The mediaeval Church of the Holy Savior in Chora, which contains precious 14th century Byzantine mosaics and frescoes, has been transferred to Turkey’s religious affairs department, which will begin the conversion process from its status as a museum into a mosque. Turkish President Recip Tayyip Erdoğan signed an edict on Friday declaring “the management of the Kariye (the Turkish word for Chora) Mosque be transferred to the Religious Affairs Directorate, and (the mosque) opened to worship.”
Like Hagia Sophia, which was the main cathedral of the Church of Constantinople, the Chora church was taken over by conquering Ottomans in 1453, but converted into a museum in 1945. Secularist Turkish president Mustafa Kemal Atatürk had seen to Hagia Sophia’s transformation into a museum several years earlier.
Under Erdoğan’s presidency, which has been capitalizing on the wishes of devout Muslims in a still-officially secular Turkey, a court last year annulled the 1945 conversion of Chora into a museum, Reuters reported.
A church was first built at the site, near the ancient city walls of Constantinople, in the 4th century, but most of the existing building dates to an 11th century church that was partly rebuilt 200 years later following an earthquake, Reuters said.

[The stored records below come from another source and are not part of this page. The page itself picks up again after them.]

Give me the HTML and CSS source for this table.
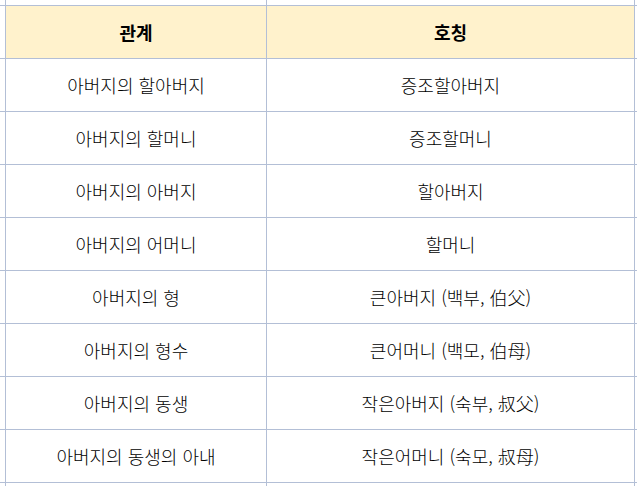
FILE: index.html
```html
<!DOCTYPE html>
<html lang="ko">
<head>
<meta charset="utf-8">
<title>호칭</title>
<link rel="stylesheet" href="styles.css">
</head>
<body>
<div class="sheet">
  <div class="cell"></div><div class="cell"></div><div class="cell"></div><div class="cell"></div>

  <div class="cell"></div><div class="cell head">관계</div><div class="cell head">호칭</div><div class="cell"></div>

  <div class="cell"></div><div class="cell">아버지의 할아버지</div><div class="cell">증조할아버지</div><div class="cell"></div>
  <div class="cell"></div><div class="cell">아버지의 할머니</div><div class="cell">증조할머니</div><div class="cell"></div>
  <div class="cell"></div><div class="cell">아버지의 아버지</div><div class="cell">할아버지</div><div class="cell"></div>
  <div class="cell"></div><div class="cell">아버지의 어머니</div><div class="cell">할머니</div><div class="cell"></div>
  <div class="cell"></div><div class="cell">아버지의 형</div><div class="cell">큰아버지 (백부, 伯父)</div><div class="cell"></div>
  <div class="cell"></div><div class="cell">아버지의 형수</div><div class="cell">큰어머니 (백모, 伯母)</div><div class="cell"></div>
  <div class="cell"></div><div class="cell">아버지의 동생</div><div class="cell">작은아버지 (숙부, 叔父)</div><div class="cell"></div>
  <div class="cell"></div><div class="cell">아버지의 동생의 아내</div><div class="cell">작은어머니 (숙모, 叔母)</div><div class="cell"></div>

  <div class="cell"></div><div class="cell"></div><div class="cell"></div><div class="cell"></div>
</div>
</body>
</html>
```

FILE: styles.css
```css
html, body {
  margin: 0;
  padding: 0;
  overflow: hidden;
  background: #ffffff;
}

.sheet {
  display: grid;
  grid-template-columns: 5px 260px 367px 1fr;
  grid-template-rows: 5px repeat(9, 52px) 3px;
  gap: 1px;
  background: #b3bfd6;
  width: 637px;
  font-family: "Noto Sans CJK KR", "Noto Sans", sans-serif;
  font-size: 18px;
  font-weight: 300;
  color: #000000;
}

.cell {
  background: #ffffff;
  display: flex;
  align-items: center;
  justify-content: center;
  white-space: nowrap;
  overflow: hidden;
}

.head {
  background: #fff2cc;
  font-weight: bold;
  font-size: 18px;
}
```
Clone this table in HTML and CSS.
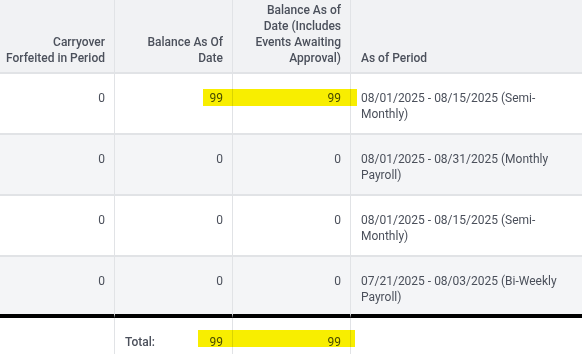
FILE: index.html
```html
<!DOCTYPE html>
<html>
<head>
<meta charset="utf-8">
<link rel="stylesheet" href="styles.css">
</head>
<body>
<div class="wrap">
  <table class="grid">
    <colgroup>
      <col class="c1"><col class="c2"><col class="c3"><col class="c4">
    </colgroup>
    <thead>
      <tr class="head">
        <th class="num first">Carryover Forfeited in Period</th>
        <th class="num">Balance As Of Date</th>
        <th class="num">Balance As of Date (Includes Events Awaiting Approval)</th>
        <th class="txt">As of Period</th>
      </tr>
    </thead>
    <tbody>
      <tr class="row">
        <td class="num">0</td>
        <td class="num">99</td>
        <td class="num">99</td>
        <td class="txt">08/01/2025 - 08/15/2025 (Semi-Monthly)</td>
      </tr>
      <tr class="row alt">
        <td class="num">0</td>
        <td class="num">0</td>
        <td class="num">0</td>
        <td class="txt">08/01/2025 - 08/31/2025 (Monthly Payroll)</td>
      </tr>
      <tr class="row">
        <td class="num">0</td>
        <td class="num">0</td>
        <td class="num">0</td>
        <td class="txt">08/01/2025 - 08/15/2025 (Semi-Monthly)</td>
      </tr>
      <tr class="row alt last">
        <td class="num">0</td>
        <td class="num">0</td>
        <td class="num">0</td>
        <td class="txt">07/21/2025 - 08/03/2025 (Bi-Weekly Payroll)</td>
      </tr>
    </tbody>
    <tfoot>
      <tr class="total">
        <td></td>
        <td><div class="split"><span class="lbl">Total:</span><span>99</span></div></td>
        <td class="num">99</td>
        <td></td>
      </tr>
    </tfoot>
  </table>
  <div class="mark mark-row"></div>
  <div class="mark mark-total"></div>
</div>
</body>
</html>
```

FILE: styles.css
```css
html, body {
  margin: 0;
  padding: 0;
  background: #ffffff;
}
body {
  width: 582px;
  height: 354px;
  overflow: hidden;
  font-family: Roboto, "Liberation Sans", sans-serif;
  font-size: 12px;
  line-height: 16px;
  color: #4b505b;
}
.wrap {
  position: relative;
  width: 582px;
}
.grid {
  table-layout: fixed;
  border-collapse: separate;
  border-spacing: 0;
  width: 582px;
}
.c1 { width: 115px; }
.c2 { width: 118px; }
.c3 { width: 118px; }
.c4 { width: 231px; }

.grid th, .grid td {
  padding: 0 9px 0 10px;
  border-right: 1px solid #e1e3e6;
}
.grid th:last-child, .grid td:last-child {
  border-right: none;
}
.num { text-align: right; }
.txt { text-align: left; }

.head { height: 74px; }
.head th {
  background: #f1f2f4;
  font-weight: 500;
  vertical-align: bottom;
  padding-bottom: 6px;
  border-bottom: 2px solid #e1e3e6;
}
.head th.first { padding-left: 2px; }
.row { height: 61px; }
.row td {
  vertical-align: top;
  padding-top: 16px;
  background: #ffffff;
  border-bottom: 2px solid #e1e3e6;
}
.row.alt td { background: #f4f5f7; }
.row.last td {
  border-bottom: 4px solid #000000;
}
.total { height: 40px; }
.total td {
  vertical-align: top;
  padding-top: 16px;
}
.split {
  display: flex;
  justify-content: space-between;
}
.lbl { font-weight: 500; }

.mark {
  position: absolute;
  background: #f8ee00;
  mix-blend-mode: multiply;
}
.mark-row {
  left: 203px;
  top: 89px;
  width: 154px;
  height: 17px;
}
.mark-total {
  left: 198px;
  top: 330px;
  width: 157px;
  height: 17px;
}
```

Reacting to the news, Archbishop Elpidophoros of the Greek Orthodox Archdiocese of America, a native of Istanbul, commented on Twitter, “After the tragic transgression with #HagiaSophia, now the Monastery of Chora, this exquisite offering of Byzantine culture to the world! The Turkish people do not deserve such a narrow-minded policy. The pleas and exhortations of the international community are ignored. How long?”